### Objective
In the listing that follows, count the lines holding the word "React" and report only that number.

### Recorded data
BEGIN
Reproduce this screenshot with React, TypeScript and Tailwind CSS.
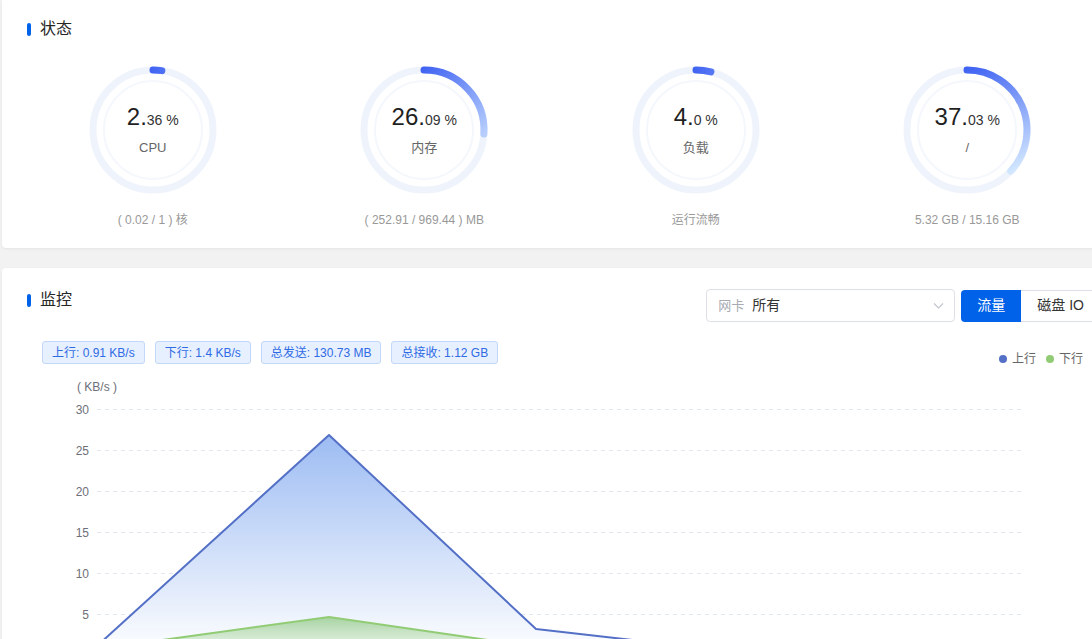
import React from "react";

const FONT = { fontFamily: '"Liberation Sans", "Noto Sans CJK SC", sans-serif' };

function lerpColor(a: string, b: string, t: number) {
  const pa = [1, 3, 5].map((i) => parseInt(a.slice(i, i + 2), 16));
  const pb = [1, 3, 5].map((i) => parseInt(b.slice(i, i + 2), 16));
  const c = pa.map((v, i) => Math.round(v + (pb[i] - v) * t));
  return `rgb(${c[0]},${c[1]},${c[2]})`;
}

function Gauge({
  id,
  pct,
  intPart,
  decPart,
  label,
  sub,
}: {
  id: string;
  pct: number;
  intPart: string;
  decPart: string;
  label: string;
  sub: string;
}) {
  const r = 60;
  const ang = (pct / 100) * 2 * Math.PI;
  const ex = 66 + r * Math.sin(ang);
  const ey = 66 - r * Math.cos(ang);
  const t = Math.min(1, pct / 32);
  const endColor = lerpColor("#4466f3", "#d2e7ff", t);
  const large = pct > 50 ? 1 : 0;
  const d = `M66 6 A60 60 0 ${large} 1 ${ex.toFixed(2)} ${ey.toFixed(2)}`;
  return (
    <div className="flex flex-col items-center">
      <div className="relative w-[132px] h-[132px]">
        <svg width="132" height="132" viewBox="0 0 132 132">
          <defs>
            <linearGradient id={id} gradientUnits="userSpaceOnUse" x1="63" y1="5" x2={ex + 1} y2={ey + 1}>
              <stop offset="0" stopColor="#3f62f2" />
              <stop offset="1" stopColor={endColor} />
            </linearGradient>
          </defs>
          <circle cx="66" cy="66" r="60" fill="none" stroke="#eff4fc" strokeWidth="7" />
          <circle cx="66" cy="66" r="49" fill="none" stroke="#f4f7fc" strokeWidth="2" />
          <path d={d} fill="none" stroke={`url(#${id})`} strokeWidth="7" strokeLinecap="round" />
        </svg>
        <div className="absolute inset-0 flex flex-col items-center pt-[39px]">
          <div className="leading-[28px] text-[#1f1f1f] whitespace-nowrap">
            <span className="text-[24px]">{intPart}.</span>
            <span className="text-[14px] text-[#333]">{decPart} %</span>
          </div>
          <div className="mt-[5px] text-[13px] leading-[18px] text-[#666]">{label}</div>
        </div>
      </div>
      <div className="mt-[15px] text-[12px] leading-[18px] text-[#999] whitespace-nowrap">{sub}</div>
    </div>
  );
}

function Title({ text }: { text: string }) {
  return (
    <div className="ml-[10px] flex items-center h-[22px]">
      <div className="w-[4px] h-[13px] rounded-full bg-[#0062e8]" />
      <div className="ml-[9px] text-[16px] leading-[22px] text-[#262626]">{text}</div>
    </div>
  );
}

function Tag({ children }: { children: React.ReactNode }) {
  return (
    <div className="h-[23px] px-[9px] flex items-center rounded-[3px] border border-[#c3d7f8] bg-[#e7f0ff] text-[12px] text-[#2f6be4] whitespace-nowrap">
      {children}
    </div>
  );
}

function Chart() {
  // svg coords = page - (42, 364)
  const gridYs = [45, 86, 127, 168, 209, 250];
  const labels = ["30", "25", "20", "15", "10", "5"];
  const blue = [
    [55, 282],
    [287, 71],
    [494, 265],
    [701, 288.6],
    [908, 287],
  ];
  const green = [
    [55, 285],
    [287, 253],
    [494, 283],
    [701, 288],
    [908, 288],
  ];
  const base = 291;
  const toLine = (pts: number[][]) => pts.map((p) => p.join(",")).join(" ");
  const toArea = (pts: number[][]) =>
    `M${pts[0][0]},${base} ` + pts.map((p) => `L${p[0]},${p[1]}`).join(" ") + ` L${pts[pts.length - 1][0]},${base} Z`;
  return (
    <svg width="1059" height="300" viewBox="0 0 1059 300" className="block">
      <defs>
        <linearGradient id="blueArea" x1="0" y1="0" x2="0" y2="1">
          <stop offset="0" stopColor="#9dbcf3" />
          <stop offset="1" stopColor="#ffffff" />
        </linearGradient>
        <linearGradient id="greenArea" x1="0" y1="0" x2="0" y2="1">
          <stop offset="0" stopColor="#9fcf97" stopOpacity="0.9" />
          <stop offset="1" stopColor="#e9f5e6" stopOpacity="0.6" />
        </linearGradient>
      </defs>
      <text x="35" y="27" fontSize="12" fill="#6e7079">( KB/s )</text>
      {gridYs.map((y, i) => (
        <g key={y}>
          <line x1="55" x2="981" y1={y + 0.5} y2={y + 0.5} stroke="#e0e6f1" strokeWidth="1" strokeDasharray="4 4" />
          <text x="47" y={y + 4.5} fontSize="12" fill="#6e7079" textAnchor="end">
            {labels[i]}
          </text>
        </g>
      ))}
      <line x1="55" x2="981" y1={base + 0.5} y2={base + 0.5} stroke="#6e7079" strokeWidth="1" />
      <path d={toArea(blue)} fill="url(#blueArea)" />
      <path d={toArea(green)} fill="url(#greenArea)" />
      <polyline points={toLine(blue)} fill="none" stroke="#5470c6" strokeWidth="2" strokeLinejoin="round" />
      <polyline points={toLine(green)} fill="none" stroke="#91cc75" strokeWidth="2" strokeLinejoin="round" />
    </svg>
  );
}

export default function App() {
  return (
    <div className="w-[1092px] h-[639px] overflow-hidden bg-[#f2f2f2]" style={FONT}>
      <div className="ml-[2px] w-[1116px] bg-white rounded-b-[4px] shadow-[0_1px_3px_rgba(0,0,0,0.06)] pl-[15px] pr-[15px] pt-[18px] pb-[19px]">
        <Title text="状态" />
        <div className="mt-[24px] grid grid-cols-4">
          <Gauge id="g1" pct={2.36} intPart="2" decPart="36" label="CPU" sub="( 0.02 / 1 ) 核" />
          <Gauge id="g2" pct={26.09} intPart="26" decPart="09" label="内存" sub="( 252.91 / 969.44 ) MB" />
          <Gauge id="g3" pct={4.0} intPart="4" decPart="0" label="负载" sub="运行流畅" />
          <Gauge id="g4" pct={37.03} intPart="37" decPart="03" label="/" sub="5.32 GB / 15.16 GB" />
        </div>
      </div>
      <div className="mt-[20px] ml-[2px] w-[1116px] h-[500px] bg-white rounded-[4px] shadow-[0_1px_3px_rgba(0,0,0,0.06)] pl-[15px] pr-[17px] pt-[21px]">
        <div className="flex items-start justify-between">
          <Title text="监控" />
          <div className="flex items-center">
            <div className="w-[249px] h-[33px] rounded-[4px] border border-[#dcdfe6] flex items-center pl-[11px] pr-[10px]">
              <span className="text-[13px] text-[#a8abb2]">网卡</span>
              <span className="ml-[8px] text-[14px] text-[#333]">所有</span>
              <svg className="ml-auto" width="11" height="11" viewBox="0 0 11 11">
                <path d="M1 3.5 L5.5 8 L10 3.5" fill="none" stroke="#c0c4cc" strokeWidth="1.1" />
              </svg>
            </div>
            <div className="ml-[6px] flex h-[32px]">
              <div className="w-[60px] flex items-center justify-center rounded-l-[4px] bg-[#0062e8] text-white text-[14px]">
                流量
              </div>
              <div className="px-[16px] flex items-center justify-center rounded-r-[4px] border border-l-0 border-[#dcdfe6] text-[#333] text-[14px] whitespace-nowrap">
                磁盘 IO
              </div>
            </div>
          </div>
        </div>
        <div className="relative ml-[25px] mt-[19px]">
          <div className="flex gap-[10px]">
            <Tag>上行: 0.91 KB/s</Tag>
            <Tag>下行: 1.4 KB/s</Tag>
            <Tag>总发送: 130.73 MB</Tag>
            <Tag>总接收: 1.12 GB</Tag>
          </div>
          <div className="absolute right-[18px] top-[10px] flex items-center text-[12px] leading-[16px] text-[#666]">
            <span className="w-[8px] h-[8px] rounded-full bg-[#5470c6]" />
            <span className="ml-[5px]">上行</span>
            <span className="ml-[10px] w-[8px] h-[8px] rounded-full bg-[#91cc75]" />
            <span className="ml-[5px]">下行</span>
          </div>
          <Chart />
        </div>
      </div>
    </div>
  );
}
END
### Task output
3